The government ethics official in the Department of Justice has concluded that the available evidence supports the conclusion that the inquirer participated in the earlier matter “personally and substantially” as a public officer or employee within the meaning of section 207(a)(1) … and … the official recommended that the inquirer not represent the school board before a federal court or agency to ensure that he not violate section 207.

…In all previous inquiries involving the meaning of the phrases “substantial responsibility” and “participated personally and substantially,” the actions, duties, and responsibilities of the former government lawyer while in the government were undisputed and accepted as fact. Here, by contrast, there is no consensus. …

We are not, of course, a fact-finding body, so we are in no position to resolve this factual question. … As we noted in Opinion No. 177, where a former government attorney consulted with others in her office and reviewed their recommended decisions, “these activities involved her in the merits of the case,” thereby making substantial her personal participation. See D.C. Bar Op. No. 177, at 295. …

It is a harder question whether the inquirer’s participation would qualify as “personal” and “substantial” if the extent of his involvement were limited to what he now recalls. …

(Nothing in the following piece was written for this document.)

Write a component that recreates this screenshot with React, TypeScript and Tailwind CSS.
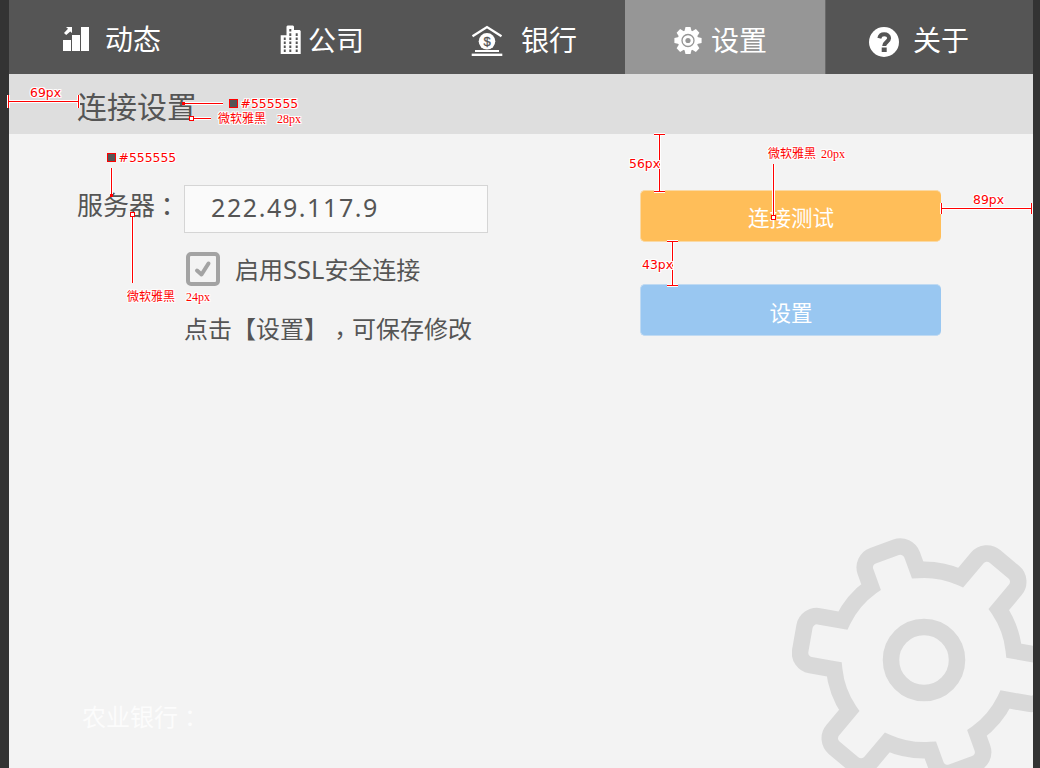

Because our conclusion with respect to the applicability of Rule 1.11 depends entirely on a factual determination,… (w)e simply have no basis to second-guess the conclusion reached by the government ethics official in the Civil Rights Division … Because the passage of time has probably made it impossible conclusively to determine the relevant facts—at least in the absence of a formal hearing convened for that purpose—we believe that the only prudent course for the inquirer to follow would be to decline other employment in connection with this matter, lest he risk violating Rule 1.11.